◆ Given data ◆

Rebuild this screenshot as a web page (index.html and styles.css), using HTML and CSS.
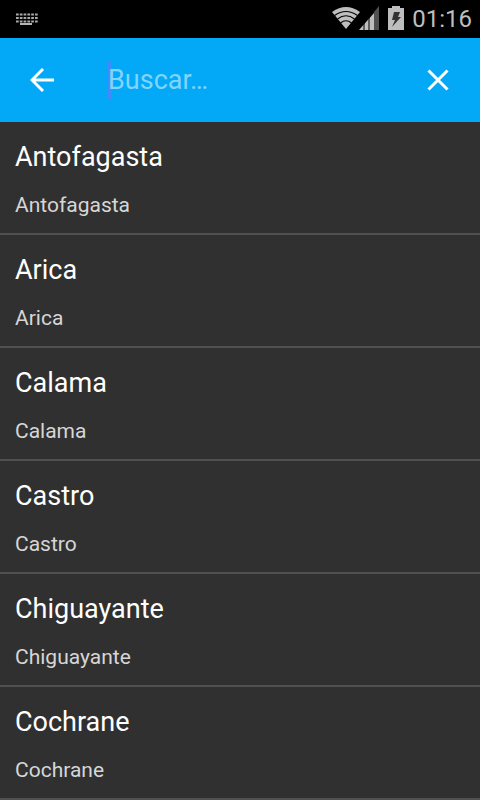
FILE: index.html
```html
<!DOCTYPE html>
<html lang="es">
<head>
<meta charset="utf-8">
<meta name="viewport" content="width=device-width, initial-scale=1">
<title>Buscar</title>
<link rel="stylesheet" href="styles.css">
</head>
<body>
<div class="status">
  <svg class="keyboard" width="24" height="14" viewBox="0 0 24 14" aria-hidden="true">
    <path d="M1 2.500H23M1 6H23M1 9.500H23" stroke="#aaa" stroke-width="2" stroke-dasharray="2.700 1.100"/>
    <path d="M5 12H17" stroke="#b4b4b4" stroke-width="2"/>
  </svg>
  <div class="status-right">
    <svg class="signal" width="48" height="24" viewBox="0 0 48 24" aria-hidden="true">
      <path d="M0 6Q14-4 28 6L14 23Z" fill="#bebebe"/>
      <path d="M2.500 9.500Q14 1.500 25.500 9.500M5.500 13Q14 6.500 22.500 13M8.500 17Q14 12.500 19.500 17" fill="none" stroke="#000" stroke-width="1.100"/>
      <path d="M27 24L42 7V24Z" fill="#bebebe"/>
      <path d="M42 24V6L47 0V24Z" fill="#505050"/>
      <path d="M32 16V24M37 10V24" stroke="#000" stroke-width="1"/>
    </svg>
    <svg class="battery" width="16" height="24" viewBox="0 0 16 24" aria-hidden="true">
      <path d="M4 0H12V2H16V24H0V2H4Z" fill="#bebebe"/>
      <path d="M6 6H12L10 11H13L4 21L7 14H4Z" fill="#333"/>
    </svg>
    <span class="clock">01:16</span>
  </div>
</div>
<header class="toolbar">
  <button class="icon-button" type="button" aria-label="Volver">
    <svg width="24" height="24" viewBox="0 0 24 24" aria-hidden="true"><path d="M24 12H3M13 1L2 12L13 23" fill="none" stroke="#fff" stroke-width="3"/></svg>
  </button>
  <div class="field">
    <input class="search" type="text" placeholder="Buscar…" aria-label="Buscar">
  </div>
  <button class="icon-button" type="button" aria-label="Borrar">
    <svg width="24" height="24" viewBox="0 0 24 24" aria-hidden="true"><path d="M2.500 2.500L21.500 21.500M21.500 2.500L2.500 21.500" stroke="#fff" stroke-width="3"/></svg>
  </button>
</header>
<ul class="list">
  <li class="item"><span class="name">Antofagasta</span><span class="detail">Antofagasta</span></li>
  <li class="item"><span class="name">Arica</span><span class="detail">Arica</span></li>
  <li class="item"><span class="name">Calama</span><span class="detail">Calama</span></li>
  <li class="item"><span class="name">Castro</span><span class="detail">Castro</span></li>
  <li class="item"><span class="name">Chiguayante</span><span class="detail">Chiguayante</span></li>
  <li class="item"><span class="name">Cochrane</span><span class="detail">Cochrane</span></li>
</ul>
</body>
</html>
```
FILE: styles.css
```css
* {
  box-sizing: border-box;
}

body {
  margin: 0;
  background: #303030;
  color: #fff;
  font-family: Roboto, "Liberation Sans", sans-serif;
}

.status {
  display: flex;
  align-items: center;
  justify-content: space-between;
  height: 38px;
  padding: 0 8px 0 15px;
  background: #000;
}

.status-right {
  display: flex;
  align-items: center;
}

.signal {
  margin-bottom: 2px;
}

.battery {
  margin: 0 8px 2px;
}

.clock {
  color: #bebebe;
  font-size: 24px;
  line-height: 38px;
}

.toolbar {
  display: flex;
  align-items: center;
  height: 84px;
  background: #03a9f7;
}

.icon-button {
  display: flex;
  align-items: center;
  justify-content: center;
  width: 84px;
  height: 84px;
  padding: 0;
  border: 0;
  background: none;
}

.field {
  display: flex;
  flex: 1;
  padding-left: 24px;
}

.search {
  width: 100%;
  min-width: 0;
  height: 37px;
  padding: 0;
  border: 0;
  outline: 0;
  background: linear-gradient(#448aff, #448aff) left / 3px 100% no-repeat;
  color: #fff;
  font-family: inherit;
  font-size: 27px;
}

.search::placeholder {
  color: #81d4fb;
  opacity: 1;
}

.list {
  margin: 0;
  padding: 0;
  list-style: none;
}

.item {
  display: flex;
  flex-direction: column;
  gap: 17px;
  padding: 18px 15px 14px;
  border-bottom: 2px solid #505050;
}

.name {
  font-size: 27px;
  line-height: 34px;
}

.detail {
  color: #d6d6d6;
  font-size: 21px;
  line-height: 28px;
}
```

◆ What you should do ◆
Looking at the data above, show all lines where the word "index" occurs.

◆ Output for this exercise ◆
Rebuild this screenshot as a web page (index.html and styles.css), using HTML and CSS.
FILE: index.html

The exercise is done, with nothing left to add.